The design they settled on manipulated the simple box of a typical treatment plant by pushing down at one end and up at the other. Hanson thinks of it as “a way of showing the citizens of Toronto that this is something a bit different.”

The design promised clients a mixture of “the pragmatic and the poetic”— imagining the 6,500 square-foot plant as an inverted stone well, discreetly housing a complex system of tanks, pumps, and machinery all linked to a large stormwater reservoir. While a strategically placed opening in the facade reveals glimpses inside, the structure creates an overall sense of mystery about its inner workings. 

Exterior stormwater treatment facility
The facility is an abstract geometric form of exposed concrete. Channels in the surface take rainwater on a journey from roof to ground, and ultimately to be treated.
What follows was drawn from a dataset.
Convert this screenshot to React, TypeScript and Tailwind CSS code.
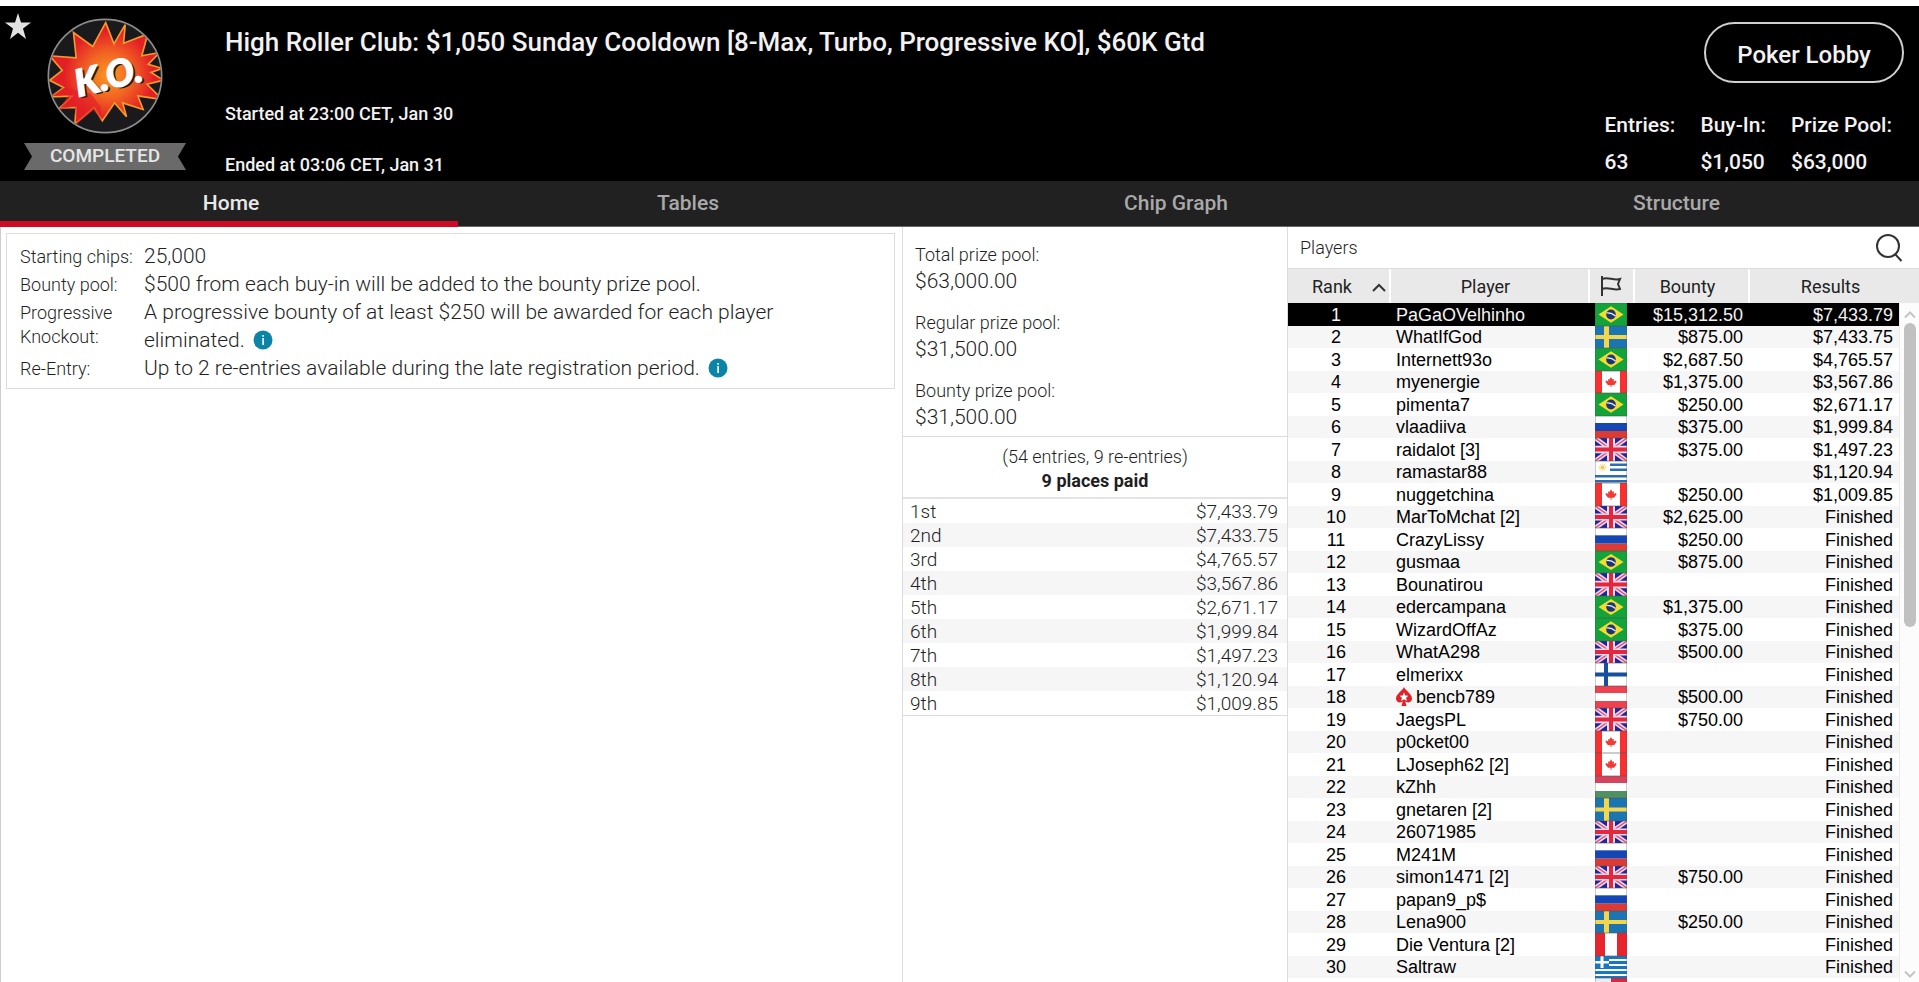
import { Fragment, type ReactNode } from "react";

type Country = "br" | "se" | "ca" | "ru" | "gb" | "uy" | "fi" | "at" | "hu" | "pe" | "gr" | "mt";

type Player = {
  rank?: number;
  name: string;
  country: Country;
  bounty?: string;
  result: string;
  pro?: boolean;
};

const tabs = ["Home", "Tables", "Chip Graph", "Structure"];

const stats = [
  { label: "Entries:", value: "63" },
  { label: "Buy-In:", value: "$1,050" },
  { label: "Prize Pool:", value: "$63,000" },
];

const info = [
  { label: "Starting chips:", value: "25,000" },
  { label: "Bounty pool:", value: "$500 from each buy-in will be added to the bounty prize pool." },
  {
    label: "Progressive Knockout:",
    value: "A progressive bounty of at least $250 will be awarded for each player eliminated.",
    tip: true,
  },
  { label: "Re-Entry:", value: "Up to 2 re-entries available during the late registration period.", tip: true },
];

const pools = [
  { label: "Total prize pool:", value: "$63,000.00" },
  { label: "Regular prize pool:", value: "$31,500.00" },
  { label: "Bounty prize pool:", value: "$31,500.00" },
];

const payouts = [
  ["1st", "$7,433.79"],
  ["2nd", "$7,433.75"],
  ["3rd", "$4,765.57"],
  ["4th", "$3,567.86"],
  ["5th", "$2,671.17"],
  ["6th", "$1,999.84"],
  ["7th", "$1,497.23"],
  ["8th", "$1,120.94"],
  ["9th", "$1,009.85"],
];

const players: Player[] = [
  { rank: 1, name: "PaGaOVelhinho", country: "br", bounty: "$15,312.50", result: "$7,433.79" },
  { rank: 2, name: "WhatIfGod", country: "se", bounty: "$875.00", result: "$7,433.75" },
  { rank: 3, name: "Internett93o", country: "br", bounty: "$2,687.50", result: "$4,765.57" },
  { rank: 4, name: "myenergie", country: "ca", bounty: "$1,375.00", result: "$3,567.86" },
  { rank: 5, name: "pimenta7", country: "br", bounty: "$250.00", result: "$2,671.17" },
  { rank: 6, name: "vlaadiiva", country: "ru", bounty: "$375.00", result: "$1,999.84" },
  { rank: 7, name: "raidalot [3]", country: "gb", bounty: "$375.00", result: "$1,497.23" },
  { rank: 8, name: "ramastar88", country: "uy", result: "$1,120.94" },
  { rank: 9, name: "nuggetchina", country: "ca", bounty: "$250.00", result: "$1,009.85" },
  { rank: 10, name: "MarToMchat [2]", country: "gb", bounty: "$2,625.00", result: "Finished" },
  { rank: 11, name: "CrazyLissy", country: "ru", bounty: "$250.00", result: "Finished" },
  { rank: 12, name: "gusmaa", country: "br", bounty: "$875.00", result: "Finished" },
  { rank: 13, name: "Bounatirou", country: "gb", result: "Finished" },
  { rank: 14, name: "edercampana", country: "br", bounty: "$1,375.00", result: "Finished" },
  { rank: 15, name: "WizardOffAz", country: "br", bounty: "$375.00", result: "Finished" },
  { rank: 16, name: "WhatA298", country: "gb", bounty: "$500.00", result: "Finished" },
  { rank: 17, name: "elmerixx", country: "fi", result: "Finished" },
  { rank: 18, name: "bencb789", country: "at", bounty: "$500.00", result: "Finished", pro: true },
  { rank: 19, name: "JaegsPL", country: "gb", bounty: "$750.00", result: "Finished" },
  { rank: 20, name: "p0cket00", country: "ca", result: "Finished" },
  { rank: 21, name: "LJoseph62 [2]", country: "ca", result: "Finished" },
  { rank: 22, name: "kZhh", country: "hu", result: "Finished" },
  { rank: 23, name: "gnetaren [2]", country: "se", result: "Finished" },
  { rank: 24, name: "26071985", country: "gb", result: "Finished" },
  { rank: 25, name: "M241M", country: "ru", result: "Finished" },
  { rank: 26, name: "simon1471 [2]", country: "gb", bounty: "$750.00", result: "Finished" },
  { rank: 27, name: "papan9_p$", country: "ru", result: "Finished" },
  { rank: 28, name: "Lena900", country: "se", bounty: "$250.00", result: "Finished" },
  { rank: 29, name: "Die Ventura [2]", country: "pe", result: "Finished" },
  { rank: 30, name: "Saltraw", country: "gr", result: "Finished" },
  { name: "", country: "mt", result: "" },
];

// every flag is drawn on a 32x22 canvas
const flags: Record<Country, ReactNode> = {
  br: (
    <>
      <path fill="#12a33a" d="M0 0h32v22H0z" />
      <path fill="#f6dc2e" d="M16 3l12.500 8L16 19 3.500 11z" />
      <circle cx="16" cy="11" r="4.800" fill="#1c3578" />
      <path d="M11.500 9.500q5-.5 9 3" stroke="#e8eef5" strokeWidth="1.300" fill="none" />
    </>
  ),
  se: (
    <>
      <path fill="#1b75b3" d="M0 0h32v22H0z" />
      <path fill="#f5d54a" d="M9 0h5v22H9zM0 9h32v4H0z" />
    </>
  ),
  ca: (
    <>
      <path fill="#fff" d="M0 0h32v22H0z" />
      <path fill="#f8302f" d="M0 0h7v22H0zM25 0h7v22h-7z" />
      <path
        fill="#f03a36"
        d="M16 6l1.500 2.500 1.500-.5-.3 2.500 2.300-1 .5 1.500-2.500 3.200-2.500-.2v2h-1v-2l-2.500.2L10.500 11l.5-1.500 2.300 1L13 8l1.500.5z"
      />
    </>
  ),
  ru: (
    <>
      <path fill="#fff" d="M0 0h32v8H0z" />
      <path fill="#1446b4" d="M0 7h32v8H0z" />
      <path fill="#dd3a33" d="M0 15h32v7H0z" />
    </>
  ),
  gb: (
    <>
      <path fill="#23239a" d="M0 0h32v22H0z" />
      <path d="M0 0l32 22M32 0L0 22" stroke="#e6d6ee" strokeWidth="4.500" />
      <path d="M0 0l32 22M32 0L0 22" stroke="#e8476a" strokeWidth="1.300" />
      <path fill="#f1dbe8" d="M12 0h8v22h-8zM0 7.500h32v7H0z" />
      <path fill="#e4263f" d="M14 0h4v22h-4zM0 9h32v4H0z" />
    </>
  ),
  uy: (
    <>
      <path fill="#fff" d="M0 0h32v22H0z" />
      <path fill="#2c6cb5" d="M15 2.500h17v2.500H15zM15 7.500h17v2.500H15zM0 14h32v2.500H0zM0 19h32v2.500H0z" />
      <circle cx="7.500" cy="6.500" r="2" fill="#f3c84b" />
      <circle cx="7.500" cy="6.500" r="3.200" fill="none" stroke="#f3d685" strokeWidth="1.500" strokeDasharray="1 1" />
    </>
  ),
  fi: (
    <>
      <path fill="#fff" d="M0 0h32v22H0z" />
      <path fill="#14509c" d="M9 0h4v22H9zM0 9h32v4H0z" />
    </>
  ),
  at: (
    <>
      <path fill="#ef4250" d="M0 0h32v22H0z" />
      <path fill="#fff" d="M0 7h32v8H0z" />
    </>
  ),
  hu: (
    <>
      <path fill="#d6435a" d="M0 0h32v8H0z" />
      <path fill="#fff" d="M0 7h32v8H0z" />
      <path fill="#4f9163" d="M0 15h32v7H0z" />
    </>
  ),
  pe: (
    <>
      <path fill="#e8242f" d="M0 0h32v22H0z" />
      <path fill="#fff" d="M10 0h12v22H10z" />
    </>
  ),
  gr: (
    <>
      <path fill="#1877c2" d="M0 0h32v22H0z" />
      <path fill="#fff" d="M14 3h18v2H14zM14 8h18v2H14zM0 13h32v2H0zM0 18h32v2H0zM5.500 0h3v12h-3zM0 5h14v2.500H0z" />
    </>
  ),
  mt: (
    <>
      <path fill="#e8edf3" d="M0 0h16v22H0z" />
      <path fill="#cf2c48" d="M16 0h16v22H16z" />
    </>
  ),
};

function Flag({ country, tall }: { country: Country; tall: boolean }) {
  return (
    <svg
      viewBox="0 0 32 22"
      preserveAspectRatio="none"
      className={`block w-8 ${tall ? "h-[23px]" : "h-[22px]"}`}
      aria-hidden="true"
    >
      {flags[country]}
      <path d="M0 0h32v22H0z" fill="none" stroke="#555" strokeOpacity="0.6" />
    </svg>
  );
}

function KoLogo() {
  return (
    <svg viewBox="138 52 350 350" className="block size-[116px]" aria-hidden="true">
      <defs>
        <radialGradient id="burst" gradientUnits="userSpaceOnUse" cx="325" cy="225" r="150">
          <stop offset="0" stopColor="#fb9a1f" />
          <stop offset="0.45" stopColor="#f26522" />
          <stop offset="0.9" stopColor="#e31f26" />
        </radialGradient>
        <clipPath id="disc">
          <circle cx="313" cy="227" r="169" />
        </clipPath>
      </defs>
      <circle cx="313" cy="227" r="170" fill="#1a1a1c" />
      <g clipPath="url(#disc)">
        <path
          d="M315 66L340 130L374 72L369 128L442 100L424 166L478 156L443 192L486 204L452 216L490 240L440 252L486 298L412 287L428 328L366 308L378 350L342 308L305 362L280 322L222 372L226 322L176 324L214 288L150 290L188 262L146 240L184 210L146 166L226 172L218 96L276 138Z"
          fill="url(#burst)"
          stroke="#f39a2b"
          strokeWidth="5"
        />
        <path d="M228 372L222 318L172 330L205 282L150 288L190 262L270 280L300 320L304 360L278 330Z" fill="#e31f26" opacity="0.6" />
      </g>
      <circle cx="313" cy="227" r="171" fill="none" stroke="#8d8d8d" strokeWidth="5" />
      <g transform="rotate(-14 230 292)" fontFamily="Lato, sans-serif" fontWeight="900" fontStyle="italic" fontSize="112">
        <text x="239" y="297" fill="#2b1a1a">K.O.</text>
        <text x="233" y="291" fill="#fff" stroke="#fff" strokeWidth="4">K.O.</text>
      </g>
    </svg>
  );
}

function InfoTip() {
  return (
    <button type="button" aria-label="More information" className="ml-2 inline-block size-5 align-[-3px]">
      <svg viewBox="0 0 20 20" className="block size-5" aria-hidden="true">
        <circle cx="10" cy="10" r="9.500" fill="#0b84a5" />
        <path d="M9.300 8h1.600v7H9.300zM9.300 5h1.600v1.700H9.300z" fill="#fff" />
      </svg>
    </button>
  );
}

function Spade() {
  return (
    <svg viewBox="0 0 16 19" className="mr-1 inline-block h-[19px] w-4 align-[-3px]" aria-hidden="true">
      <path
        d="M8 0C9 3 16 7 16 11.500c0 2.500-2 4-4 4-1 0-2-.5-2.700-1.200L10.500 19h-5l1.200-4.700C6 15 5 15.500 4 15.500c-2 0-4-1.500-4-4C0 7 7 3 8 0z"
        fill="#e02128"
      />
      <path d="M8 5.500l1.300 2.900 3.100.3-2.300 2.100.7 3.100L8 12.300l-2.800 1.600.7-3.100-2.300-2.100 3.100-.3z" fill="#fff" />
    </svg>
  );
}

function Header() {
  return (
    <header className="flex h-[175px] bg-black font-medium text-[#f2f2f2]">
      <div className="relative flex w-[225px] shrink-0 flex-col items-start pl-6">
        <button type="button" aria-label="Add to favourites" className="absolute left-[5px] top-[7px]">
          <svg viewBox="0 0 26 26" className="block size-[26px]" aria-hidden="true">
            <path d="M13 0l3 9.500h10l-8 6 3 10.500-8-6.300L5 26l3-10.500-8-6h10z" fill="#e2e2e2" />
          </svg>
        </button>
        <div className="flex w-[162px] flex-col items-center pt-3">
          <KoLogo />
          <div className="relative mt-[9px] flex h-[27px] w-full items-center justify-center text-[19px]">
            <svg viewBox="0 0 162 27" preserveAspectRatio="none" className="absolute inset-0 size-full" aria-hidden="true">
              <path d="M0 0h162l-8 13.500 8 13.500H0l8-13.500z" fill="#6a6a6a" />
            </svg>
            <span className="relative text-[#e6e6e6]">COMPLETED</span>
          </div>
        </div>
      </div>
      <div className="min-w-0 flex-1 pt-5">
        <h1 className="text-[26px] leading-8">
          High Roller Club: $1,050 Sunday Cooldown [8-Max, Turbo, Progressive KO], $60K Gtd
        </h1>
        <p className="mt-[42px] text-[18px] leading-7">Started at 23:00 CET, Jan 30</p>
        <p className="mt-[23px] text-[18px] leading-7">Ended at 03:06 CET, Jan 31</p>
      </div>
      <div className="flex shrink-0 flex-col items-end pr-[15px] pt-4">
        <button type="button" className="h-[67px] w-[200px] rounded-full border-2 border-[#d0d0d0] pt-1 text-[24px]">
          Poker Lobby
        </button>
        <dl className="mt-6 flex gap-[25px] pr-3 text-[21px]">
          {stats.map((s) => (
            <div key={s.label}>
              <dt className="leading-[37px]">{s.label}</dt>
              <dd className="leading-[37px]">{s.value}</dd>
            </div>
          ))}
        </dl>
      </div>
    </header>
  );
}

function Tabs() {
  return (
    <nav className="grid h-[46px] grid-cols-[458fr_460fr_516fr_485fr] bg-[#212121] text-[21px] font-medium">
      {tabs.map((tab, i) => (
        <button
          key={tab}
          type="button"
          className={
            i === 0
              ? "border-b-[6px] border-[#d00a24] pl-1 pt-1.5 text-[#e8e8e8]"
              : "border-b border-[#666] text-[#a9a9a9]"
          }
        >
          {tab}
        </button>
      ))}
    </nav>
  );
}

function InfoPanel() {
  return (
    <section className="border-l border-[#ccc] pl-[5px] pr-[7px] pt-[6px]">
      <dl className="grid grid-cols-[124px_minmax(0,1fr)] border border-[#dcdcdc] pb-1.5 pl-[13px] pr-[90px] pt-2 font-light">
        {info.map((row) => (
          <Fragment key={row.label}>
            <dt className="pt-[3px] text-[18px] leading-6">{row.label}</dt>
            <dd className="text-[21px] leading-7">
              {row.value}
              {row.tip && <InfoTip />}
            </dd>
          </Fragment>
        ))}
      </dl>
    </section>
  );
}

function PrizePanel() {
  return (
    <section className="border-l border-[#dcdcdc]">
      <dl className="flex flex-col gap-4 border-b border-[#dcdcdc] pb-[5px] pl-3 pt-4 font-light">
        {pools.map((p) => (
          <div key={p.label}>
            <dt className="text-[18px] leading-6">{p.label}</dt>
            <dd className="text-[21px] leading-7">{p.value}</dd>
          </div>
        ))}
      </dl>
      <div className="border-b-2 border-[#e4e4e4] pb-1 pt-2 text-center text-[18px] leading-6">
        <p className="font-light">(54 entries, 9 re-entries)</p>
        <p className="font-bold">9 places paid</p>
      </div>
      <table className="w-full border-b border-[#dcdcdc] text-[19px] font-light">
        <tbody>
          {payouts.map(([place, prize]) => (
            <tr key={place} className="even:bg-[#f6f6f6]">
              <td className="pl-[7px] pt-0.5 leading-[22px]">{place}</td>
              <td className="pr-[9px] pt-0.5 text-right leading-[22px]">{prize}</td>
            </tr>
          ))}
        </tbody>
      </table>
    </section>
  );
}

function PlayersPanel() {
  return (
    <section className="relative overflow-hidden border-l border-[#dcdcdc]">
      <div className="flex h-[42px] items-center justify-between border-b border-[#dcdcdc] pl-3 pr-4">
        <h2 className="text-[18px] font-light">Players</h2>
        <button type="button" aria-label="Search players">
          <svg viewBox="0 0 28 28" className="block size-7" fill="none" stroke="#333" strokeWidth="2" aria-hidden="true">
            <circle cx="13" cy="12" r="11" />
            <path d="M20 20l6.500 7" />
          </svg>
        </button>
      </div>
      <table className="w-full table-fixed text-[18px] text-black">
        <colgroup>
          <col className="w-[102px]" />
          <col className="w-[199px]" />
          <col className="w-[45px]" />
          <col className="w-[115px]" />
          <col />
          <col className="w-5" />
        </colgroup>
        <thead>
          <tr className="h-[34px] bg-[#e9e9e9] text-[#222]">
            <th className="border-r-2 border-white pl-6 text-left font-normal">
              Rank
              <svg viewBox="0 0 14 9" className="ml-5 inline-block h-[9px] w-3.5" fill="none" stroke="#333" strokeWidth="2" aria-hidden="true">
                <path d="M1 8l6-6 6 6" />
              </svg>
            </th>
            <th className="border-r-2 border-white pr-2 font-normal">Player</th>
            <th className="border-r-2 border-white">
              <svg viewBox="0 0 22 20" className="ml-2.5 h-5 w-[22px]" fill="none" stroke="#333" strokeWidth="2" role="img" aria-label="Country">
                <path d="M2 0v20M2 3c6-3 11 2 18 0l-2 5 2 5c-7 2-12-3-18 0" />
              </svg>
            </th>
            <th className="border-r-2 border-white pr-2 font-normal">Bounty</th>
            <th colSpan={2} className="pr-2 font-normal">
              Results
            </th>
          </tr>
        </thead>
        <tbody className="font-['Liberation_Sans',Arial,sans-serif]">
          {players.map((p, i) => (
            <tr
              key={i}
              className={`leading-[22px] ${i === 0 ? "bg-black text-[#f2f2f2]" : i % 2 ? "bg-[#f6f6f6]" : "bg-white"}`}
            >
              <td className="pr-1.5 text-center">{p.rank}</td>
              <td className="whitespace-nowrap pl-1.5">
                {p.pro && <Spade />}
                {p.name}
              </td>
              <td className="pl-1.5">
                <Flag country={p.country} tall={i % 2 === 0} />
              </td>
              <td className="pr-1.5 text-right">{p.bounty}</td>
              <td className="pr-1.5 text-right">{p.result}</td>
              <td className="bg-[#fcfcfc]"></td>
            </tr>
          ))}
        </tbody>
      </table>
      <div className="absolute bottom-0 right-0 top-[76px] flex w-5 flex-col items-center border-l border-[#ececec] py-1">
        <svg viewBox="0 0 12 7" className="mt-1 h-2 w-3" fill="none" stroke="#c4c4c4" strokeWidth="2" aria-hidden="true">
          <path d="M1 6l5-5 5 5" />
        </svg>
        <div className="mt-1 flex w-3 flex-1 flex-col">
          <div className="h-[47%] rounded-full bg-[#c1c1c1]"></div>
        </div>
        <svg viewBox="0 0 12 7" className="h-2 w-3" fill="none" stroke="#c4c4c4" strokeWidth="2" aria-hidden="true">
          <path d="M1 1l5 5 5-5" />
        </svg>
      </div>
    </section>
  );
}

export default function App() {
  return (
    <div className="flex h-screen flex-col overflow-hidden bg-white pt-1.5 font-[Roboto,sans-serif] text-[#1f1f1f]">
      <Header />
      <Tabs />
      <main className="grid min-h-0 flex-1 grid-cols-[902fr_385fr_632fr]">
        <InfoPanel />
        <PrizePanel />
        <PlayersPanel />
      </main>
    </div>
  );
}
Materially, both the building and landscape have been constructed with exposed concrete to create an abstraction of ground and wall and to mitigate solar heat gain. Etchings and grooves cover the volume, leading rainwater on a journey from roof to wall, to ground plane and into the reservoir shaft, illustrating the system of urban hydrology that takes place out of sight.

“We felt this was a huge opportunity to connect the public with the purpose of the plant by showing the movement of water across the building itself,” explains Hanson. “When it rains, you can see this particularly from the surrounding towers looking down onto the roof of our building. Water is becoming such a precious commodity in our world, it’s important that people understand how we manage all the rainfall in our cities. We wanted to find a visual way of telling that story.”

Hanson hopes that the Stormwater Facility reignites the desire to create more interesting infrastructural and industrial spaces. “Back in the early 1900s we had buildings like the R.C. Harris Treatment Plant being constructed,” she says. “That has beautiful yellow bricks and proportioned windows, and it became a civic icon.”

People, she argues still care about the civic architecture of their cities and want to engage with the design of infrastructure more meaningfully. She cites the massive interest the Stormwater Facility received on social media platforms like Instagram as an example of a new generation that wants public design to be more than plain steel sheds. “I hope that our project shows that when municipalities actually invest in their civic buildings, and in doing something interesting to showcase their importance, the public connects more,” she concludes.